Stem Cells Isolated from Stroke Patients Could Be Used in Stroke Treatment

Posted and filed under Stem Cell Research, Stem Cell Therapy, Stroke.

Patients who suffer ischemic stroke have some treatment options, but many of them require immediate intervention and so are not useful if too much time has elapsed between the stroke and treatment. Therapies that employ stem cells are promising alternatives because stem cells can differentiate into brain cells and potentially help to replace tissue that has been damaged or destroyed.

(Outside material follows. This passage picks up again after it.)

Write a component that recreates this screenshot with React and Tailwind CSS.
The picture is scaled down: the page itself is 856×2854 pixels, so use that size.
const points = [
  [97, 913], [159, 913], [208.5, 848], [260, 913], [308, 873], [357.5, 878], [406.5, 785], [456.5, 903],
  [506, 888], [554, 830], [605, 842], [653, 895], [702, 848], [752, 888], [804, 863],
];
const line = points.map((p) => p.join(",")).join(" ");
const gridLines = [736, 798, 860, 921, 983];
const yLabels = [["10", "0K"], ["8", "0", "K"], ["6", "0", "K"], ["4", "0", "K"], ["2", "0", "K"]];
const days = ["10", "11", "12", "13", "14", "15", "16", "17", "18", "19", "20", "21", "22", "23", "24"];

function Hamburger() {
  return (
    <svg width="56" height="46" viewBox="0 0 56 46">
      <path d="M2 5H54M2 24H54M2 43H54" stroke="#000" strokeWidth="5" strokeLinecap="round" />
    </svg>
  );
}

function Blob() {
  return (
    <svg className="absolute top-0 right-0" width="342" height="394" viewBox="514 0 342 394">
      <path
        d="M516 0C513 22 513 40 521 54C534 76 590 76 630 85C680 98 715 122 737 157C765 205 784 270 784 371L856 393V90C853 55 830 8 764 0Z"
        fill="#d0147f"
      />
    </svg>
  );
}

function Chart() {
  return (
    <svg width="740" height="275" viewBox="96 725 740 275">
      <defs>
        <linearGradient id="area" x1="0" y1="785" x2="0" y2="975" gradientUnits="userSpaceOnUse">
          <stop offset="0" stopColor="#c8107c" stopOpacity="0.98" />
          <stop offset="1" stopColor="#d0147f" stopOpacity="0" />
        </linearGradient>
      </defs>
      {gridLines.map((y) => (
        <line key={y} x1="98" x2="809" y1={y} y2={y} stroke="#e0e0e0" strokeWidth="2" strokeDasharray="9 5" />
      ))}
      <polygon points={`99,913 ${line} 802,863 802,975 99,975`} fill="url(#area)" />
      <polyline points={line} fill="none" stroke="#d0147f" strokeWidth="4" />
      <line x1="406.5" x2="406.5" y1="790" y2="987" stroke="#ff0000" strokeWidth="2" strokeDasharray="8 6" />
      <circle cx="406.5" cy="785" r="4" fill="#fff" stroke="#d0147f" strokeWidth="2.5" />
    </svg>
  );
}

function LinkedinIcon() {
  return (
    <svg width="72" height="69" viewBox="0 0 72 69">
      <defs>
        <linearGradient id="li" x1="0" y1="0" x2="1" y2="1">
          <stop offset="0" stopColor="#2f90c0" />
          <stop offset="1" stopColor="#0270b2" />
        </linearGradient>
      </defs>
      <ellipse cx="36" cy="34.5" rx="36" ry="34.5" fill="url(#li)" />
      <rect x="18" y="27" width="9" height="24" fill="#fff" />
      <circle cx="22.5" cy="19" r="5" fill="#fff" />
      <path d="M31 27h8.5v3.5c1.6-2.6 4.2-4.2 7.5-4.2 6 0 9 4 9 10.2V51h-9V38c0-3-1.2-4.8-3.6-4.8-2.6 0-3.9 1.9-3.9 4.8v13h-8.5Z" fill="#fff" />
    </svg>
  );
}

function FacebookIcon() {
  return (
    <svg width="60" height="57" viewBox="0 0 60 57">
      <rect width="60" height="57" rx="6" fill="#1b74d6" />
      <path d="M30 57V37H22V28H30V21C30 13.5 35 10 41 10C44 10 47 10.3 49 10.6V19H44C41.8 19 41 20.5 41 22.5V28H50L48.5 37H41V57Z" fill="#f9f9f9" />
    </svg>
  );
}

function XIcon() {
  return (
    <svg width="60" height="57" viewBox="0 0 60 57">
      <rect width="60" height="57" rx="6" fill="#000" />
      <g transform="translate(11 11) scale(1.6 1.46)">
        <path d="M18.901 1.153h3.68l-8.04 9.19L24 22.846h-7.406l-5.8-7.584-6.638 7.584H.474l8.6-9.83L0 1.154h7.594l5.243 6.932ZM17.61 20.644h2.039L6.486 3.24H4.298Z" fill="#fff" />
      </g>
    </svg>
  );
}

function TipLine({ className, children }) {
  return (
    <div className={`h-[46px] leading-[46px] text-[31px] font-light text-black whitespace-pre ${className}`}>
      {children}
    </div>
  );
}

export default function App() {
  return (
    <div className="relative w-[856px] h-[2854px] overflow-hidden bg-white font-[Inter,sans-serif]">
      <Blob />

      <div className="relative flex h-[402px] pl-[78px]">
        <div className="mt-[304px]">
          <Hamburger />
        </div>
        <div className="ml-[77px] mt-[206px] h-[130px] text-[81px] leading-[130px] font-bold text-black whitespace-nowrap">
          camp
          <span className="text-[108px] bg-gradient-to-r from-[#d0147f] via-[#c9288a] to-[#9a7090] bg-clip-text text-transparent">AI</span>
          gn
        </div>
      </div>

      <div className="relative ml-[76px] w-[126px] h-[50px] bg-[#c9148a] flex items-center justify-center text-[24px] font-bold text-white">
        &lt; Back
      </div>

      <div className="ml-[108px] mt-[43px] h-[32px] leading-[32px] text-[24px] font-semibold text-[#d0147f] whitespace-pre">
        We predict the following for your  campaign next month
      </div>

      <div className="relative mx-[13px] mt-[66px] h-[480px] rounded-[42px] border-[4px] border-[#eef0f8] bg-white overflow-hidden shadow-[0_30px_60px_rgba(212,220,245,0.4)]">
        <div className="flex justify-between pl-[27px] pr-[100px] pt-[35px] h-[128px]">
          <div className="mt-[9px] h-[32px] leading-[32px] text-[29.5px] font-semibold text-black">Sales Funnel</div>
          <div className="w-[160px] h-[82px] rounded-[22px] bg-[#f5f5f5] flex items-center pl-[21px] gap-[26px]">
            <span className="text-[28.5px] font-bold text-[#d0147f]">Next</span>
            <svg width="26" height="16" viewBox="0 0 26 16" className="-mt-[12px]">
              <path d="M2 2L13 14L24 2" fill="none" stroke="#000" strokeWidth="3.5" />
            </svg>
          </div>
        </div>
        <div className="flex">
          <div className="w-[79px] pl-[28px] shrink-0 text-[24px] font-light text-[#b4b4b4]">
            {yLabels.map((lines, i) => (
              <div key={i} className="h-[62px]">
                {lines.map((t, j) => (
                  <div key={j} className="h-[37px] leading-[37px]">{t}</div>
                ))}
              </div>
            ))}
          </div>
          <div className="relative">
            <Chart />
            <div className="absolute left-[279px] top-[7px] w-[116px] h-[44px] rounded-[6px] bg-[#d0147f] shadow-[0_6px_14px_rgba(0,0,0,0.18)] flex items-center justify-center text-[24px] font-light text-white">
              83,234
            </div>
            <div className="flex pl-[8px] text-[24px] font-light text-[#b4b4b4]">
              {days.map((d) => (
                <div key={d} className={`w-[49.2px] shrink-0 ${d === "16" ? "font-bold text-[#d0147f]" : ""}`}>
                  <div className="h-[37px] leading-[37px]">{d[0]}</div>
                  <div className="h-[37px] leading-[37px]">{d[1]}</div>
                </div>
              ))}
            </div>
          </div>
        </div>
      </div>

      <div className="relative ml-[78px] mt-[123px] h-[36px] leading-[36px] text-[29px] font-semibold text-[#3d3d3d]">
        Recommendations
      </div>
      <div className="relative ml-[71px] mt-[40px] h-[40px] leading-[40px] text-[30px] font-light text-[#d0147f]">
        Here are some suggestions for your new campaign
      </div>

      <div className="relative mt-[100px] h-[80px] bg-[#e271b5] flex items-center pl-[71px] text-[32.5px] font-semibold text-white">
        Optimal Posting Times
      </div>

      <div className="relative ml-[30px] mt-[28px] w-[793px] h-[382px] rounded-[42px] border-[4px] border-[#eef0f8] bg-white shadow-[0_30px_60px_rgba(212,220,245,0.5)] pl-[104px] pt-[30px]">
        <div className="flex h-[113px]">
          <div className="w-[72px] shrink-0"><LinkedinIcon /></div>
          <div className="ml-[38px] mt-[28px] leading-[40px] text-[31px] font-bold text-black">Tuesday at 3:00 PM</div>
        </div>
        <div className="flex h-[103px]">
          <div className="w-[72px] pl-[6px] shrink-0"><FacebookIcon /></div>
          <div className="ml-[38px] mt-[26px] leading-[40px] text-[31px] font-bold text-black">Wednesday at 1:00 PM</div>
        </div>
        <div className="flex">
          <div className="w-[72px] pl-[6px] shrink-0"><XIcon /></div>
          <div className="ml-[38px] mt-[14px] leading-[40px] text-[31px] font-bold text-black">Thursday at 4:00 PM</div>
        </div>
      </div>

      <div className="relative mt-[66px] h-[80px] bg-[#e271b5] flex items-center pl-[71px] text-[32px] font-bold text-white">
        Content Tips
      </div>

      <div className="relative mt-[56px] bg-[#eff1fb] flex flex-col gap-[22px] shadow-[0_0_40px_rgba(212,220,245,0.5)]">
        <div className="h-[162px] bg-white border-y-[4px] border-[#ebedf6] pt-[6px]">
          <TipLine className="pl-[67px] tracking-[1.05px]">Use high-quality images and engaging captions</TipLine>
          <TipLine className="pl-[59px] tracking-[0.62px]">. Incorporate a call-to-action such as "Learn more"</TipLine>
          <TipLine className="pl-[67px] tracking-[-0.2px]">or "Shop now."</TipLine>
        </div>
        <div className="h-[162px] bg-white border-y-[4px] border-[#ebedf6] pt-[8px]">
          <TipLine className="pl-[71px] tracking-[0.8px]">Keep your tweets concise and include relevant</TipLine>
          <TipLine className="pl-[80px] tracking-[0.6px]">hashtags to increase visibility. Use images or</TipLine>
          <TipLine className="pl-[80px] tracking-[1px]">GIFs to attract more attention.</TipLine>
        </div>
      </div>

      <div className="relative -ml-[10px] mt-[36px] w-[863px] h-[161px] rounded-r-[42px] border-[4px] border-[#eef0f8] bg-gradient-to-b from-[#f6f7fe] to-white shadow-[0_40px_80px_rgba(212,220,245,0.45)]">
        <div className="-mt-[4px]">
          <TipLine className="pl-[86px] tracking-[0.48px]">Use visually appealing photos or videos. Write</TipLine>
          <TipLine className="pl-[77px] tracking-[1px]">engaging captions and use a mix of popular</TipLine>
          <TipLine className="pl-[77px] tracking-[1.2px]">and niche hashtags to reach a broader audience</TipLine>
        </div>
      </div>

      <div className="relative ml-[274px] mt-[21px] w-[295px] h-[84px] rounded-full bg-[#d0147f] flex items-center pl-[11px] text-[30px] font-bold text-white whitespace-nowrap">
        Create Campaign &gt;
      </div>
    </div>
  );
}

A recent study published in Stem Cells and Development has shown for the first time that a specific type of stem cell – called ischemia-induced multipotent stem cells – may be able to help with such repair of brain tissue in patients who have suffered a stroke. Specifically, the research team demonstrated the technical ability to isolate the ischemia-induced multipotent stem cells from the brains of elderly stroke patients.

The scientists then used protein binding techniques to determine where in the brain these stem cells came from. They found that the cells came from areas of the brain where brain cells had been damaged or killed from the stroke. These cells were located near blood vessels and expressed certain biological markers that enabled the researchers to confirm that they qualified as stem cells. Specifically, these cells had proliferative qualities that suggested that they could potentially be used to re-populate damaged areas of the brain. The cells also showed the ability to differentiate into different types of cells, a key characteristic of stem cells used for therapeutic purposes.

This study represents a significant step in overcoming the technical challenges associated with isolating and classifying ischemia-induced multipotent stem cells. The next step for researchers will be to test the potential of these cells in stroke treatment. If researchers show that these stem cells can be used to successfully repair damaged areas of the brain – and more importantly, restore functions that were disrupted by the stroke – then physicians and scientists may be able to work together to translate these findings into therapies that are regularly used in stroke.

Reference

Tatebayashi et al. 2017. Identification of multipotent stem cells in human brain tissue following stroke. Stem Cells and Development, 26(11), 787-797.